Датасет: [dair-ai/emotion](https://huggingface.co/datasets/dair-ai/emotion)

Модель: [google-bert/bert-base-uncased](https://huggingface.co/google-bert/bert-base-uncased) (если хочется, можно заменить на что-то более интересное)

1. Скачайте датасет и модель. Измерьте базовые метрики классификации перед началом экспериментов.

**NB!** Для всех типов дообучения замерьте :
- качество классификации на выходе
- время дообучения
- количество параметров для обучения
- потребление ресурсов (не нужно заморачиваться с профайлингом - можно просто посмотреть в `nvidia-smi` или `torch.cuda.memory_allocated`)

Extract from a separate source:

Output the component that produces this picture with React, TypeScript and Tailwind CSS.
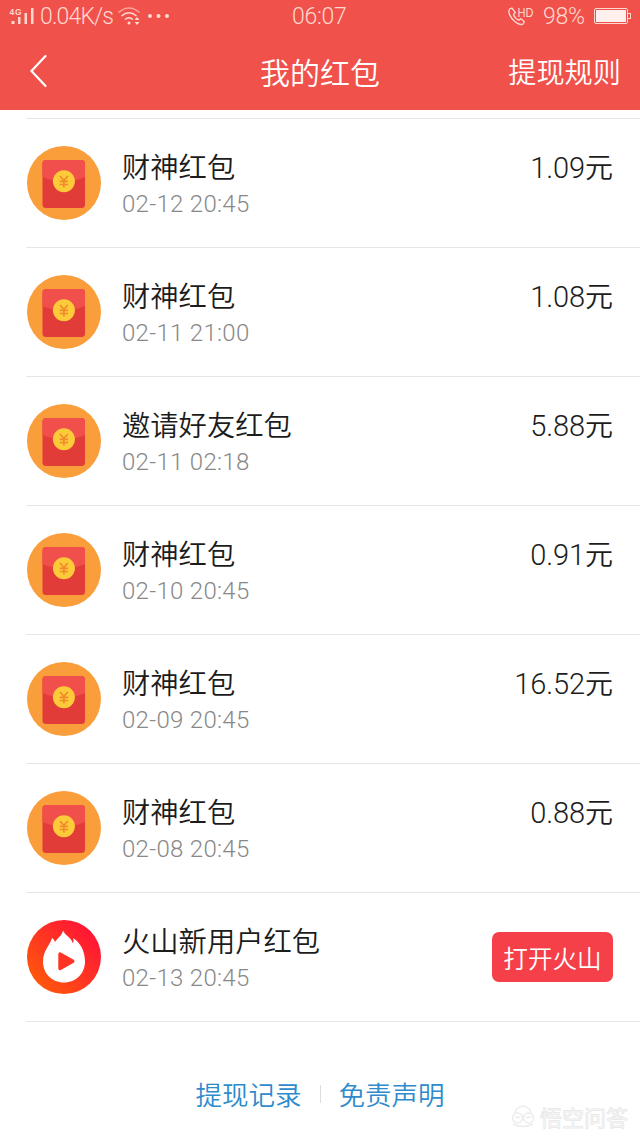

2. Обучите модель в режиме full finetuning - **1 балл**
3. Обучите модель в режиме linear probing - реализуйте кастомную классификационную голову и обучайте только ее. Не забудьте описать, чем обусловлено устройство головы, как вы пришли к такой архитектуре - **2 балла**
4. Обучите модель в режиме PEFT с использованием [prompt tuning или prefix tuning](https://ericwiener.github.io/ai-notes/AI-Notes/Large-Language-Models/Prompt-Tuning-and-Prefix-Tuning). При выборе метода напишите пару слов, почему решили остановиться именно на этом методе - **2 балла**
4. Обучите модель в режиме PEFT с использованием LoRA. Попробуйте подобрать оптимальный ранг - `r`, при желании поэкспериментируйте с остальными гиперпараметрами. Опишите, чем обусловлена ваша финальная конфигурация - **2 балла**

5. Соберите все результаты отдельных замеров в таблицу и сделайте выводы о вычислительной сложности методов, итоговом качестве и прочих наблюдаемых свойствах моделей - **1 балл**


In [1]:
%%capture
!pip install datasets transformers peft torchmetrics
!pip install evaluate
!pip install hf_xet


In [99]:
import os
import random
import subprocess
import time
from random import sample
from IPython.display import clear_output

import evaluate
import matplotlib.pyplot as plt
import numpy as np
import pandas as pd
import seaborn as sns
import torch
from datasets import load_dataset
from peft import LoraConfig, get_peft_model
from torch import nn
from torch.optim import AdamW
from torch.utils.data import DataLoader
from torchmetrics.functional import accuracy
from tqdm import tqdm
from transformers import (
    AutoModelForSequenceClassification,
    AutoTokenizer,
    BertConfig,
    BertForSequenceClassification,
    BertTokenizer,
    BertModel,
    Trainer,
    TrainingArguments,
)

sns.set_theme()
os.environ['TOKENIZERS_PARALLELISM'] = 'false'
device = torch.device("cuda" if torch.cuda.is_available() else "cpu")

## Фикисируем seed

In [3]:
RANDOM_SEED = 42
os.environ["SEED"] = str(RANDOM_SEED)
random.seed(RANDOM_SEED)
np.random.seed(RANDOM_SEED)
torch.manual_seed(RANDOM_SEED)

<torch._C.Generator at 0x7f95085df590>

## Скачиваем датасет и модель

In [4]:
dataset = load_dataset("dair-ai/emotion")
tokenizer = BertTokenizer.from_pretrained("bert-base-uncased")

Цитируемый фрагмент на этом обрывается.